Nearly all environmentalists love nuclear power. What they’re divided on, really, is where to locate the reactor(s). Should we be building nuclear reactors distributed around our little planet where they’ll produce energy for the surrounding area? Or should we instead just focus on harnessing the power produced by the massive nuclear reactor built for free by the cosmos and situated nearly a billion miles away at the center of our universe–what most people call solar power?
Writing in The Wall Street Journal this week, two environmentalists with the Breakthrough Institute, a pro-nuclear think tank, made the vital point that, for many environmentalists, has been hiding in plain sight for years. That point, articulated by Ted Nordhaus and Michael Shellenberger, is basically the following: anyone legitimately concerned about both the climate and the cost of energy cannot be against nuclear power located here on earth, at least in the near term.

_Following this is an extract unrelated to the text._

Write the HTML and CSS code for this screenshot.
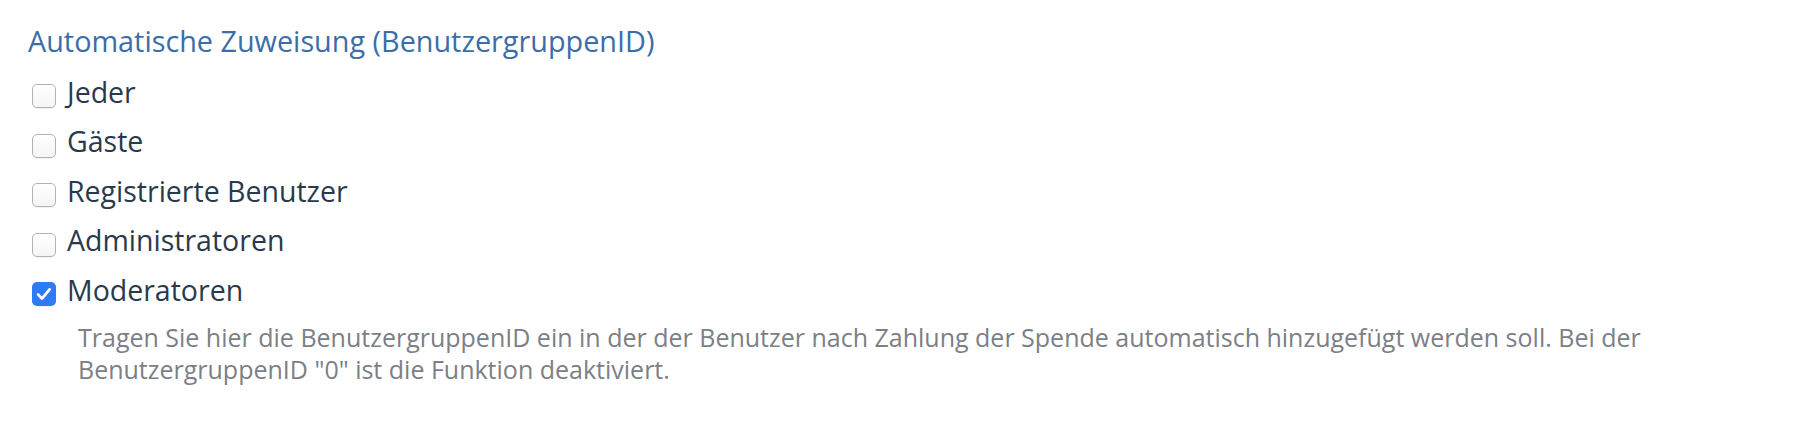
FILE: index.html
```html
<!DOCTYPE html>
<html lang="de">
<head>
<meta charset="utf-8">
<title>Automatische Zuweisung</title>
<link rel="stylesheet" href="styles.css">
</head>
<body>
<section class="field">
  <h2 class="field-title">Automatische Zuweisung (BenutzergruppenID)</h2>
  <div class="options">
    <label class="option"><span class="box"></span><span class="label">Jeder</span></label>
    <label class="option"><span class="box"></span><span class="label">Gäste</span></label>
    <label class="option"><span class="box"></span><span class="label">Registrierte Benutzer</span></label>
    <label class="option"><span class="box"></span><span class="label">Administratoren</span></label>
    <label class="option"><span class="box box-checked"><svg viewBox="0 0 24 24" class="check"><path d="M6.2 12.6 L10 16.6 L17.6 7.4" fill="none" stroke="#fff" stroke-width="2.8" stroke-linecap="round" stroke-linejoin="round"/></svg></span><span class="label">Moderatoren</span></label>
  </div>
  <p class="field-desc">Tragen Sie hier die BenutzergruppenID ein in der der Benutzer nach Zahlung der Spende automatisch hinzugefügt werden soll. Bei der BenutzergruppenID "0" ist die Funktion deaktiviert.</p>
</section>
</body>
</html>
```
FILE: styles.css
```css
html, body {
  margin: 0;
  padding: 0;
  background: #ffffff;
}

body {
  font-family: "Open Sans", "Noto Sans", sans-serif;
}

.field {
  padding: 23.5px 0 0 28px;
}

.field-title {
  margin: 0 0 18.8px 0;
  font-size: 28.8px;
  line-height: 34.6px;
  font-weight: 400;
  color: #3b6da9;
}

.options {
  display: flex;
  flex-direction: column;
  gap: 19.5px;
}

.option {
  display: flex;
  align-items: flex-start;
  height: 30px;
}

.box {
  box-sizing: border-box;
  width: 24px;
  height: 24px;
  margin: 7.5px 11px 0 4px;
  border: 1.5px solid #b3b3b3;
  border-radius: 5px;
  background: linear-gradient(#ffffff, #f5f5f5);
  box-shadow: 0 1px 1px rgba(0, 0, 0, 0.06);
  flex: none;
  display: flex;
}

.box-checked {
  border: none;
  background: #2f7bf5;
}

.check {
  width: 24px;
  height: 24px;
}

.label {
  font-size: 28.5px;
  line-height: 30px;
  color: #2a3a4c;
}

.field-desc {
  margin: 16.5px 0 0 0;
  padding: 0 120px 0 50px;
  font-size: 25px;
  line-height: 32px;
  color: #7b8086;
}
```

Their case goes like this: Some leading environmentalists in the fight to save the planet from breakaway global warming say nuclear power can’t be the answer because it’s too expensive (or because it’s unsafe, but that’s for another discussion). These green campaigners, like Bill McKibben, say renewables like solar power are our only hope and they point to Germany to illustrate the possibilities of a rapid shift to renewable energy sources.
What Nordhaus and Shellenberger lay out is the glaring contradiction of this position simply noting that the assumption it’s built on is not true. Germany’s solar panels are far and away more expensive per unit of electricity produced than any fleet of nuclear plants (unmentioned is the fact that Germany’s shift over to solar has also included a significant shift over to exceptionally dirty coal). Their words below…
“The cost of building and operating the Finnish nuclear plant over the next 20 years will be $15 billion. Over that time period, the plant will generate 225 terawatt-hours (twh) of electricity at a cost of 7 cents per kilowatt hour.
Since 2000, Germany has heavily subsidized electricity production from solar panels—offering long-term contracts to producers to purchase electricity at prices substantially above wholesale rates. The resulting solar installations are expected to generate 400 twh electricity over the 20 years that the panels will receive the subsidy, at a total cost to German ratepayers of $130 billion, or 32 cents per kwh.
In short, solar electricity in Germany will cost almost five times more for every kilowatt hour of electricity it provides than Finland’s new nuclear plant.”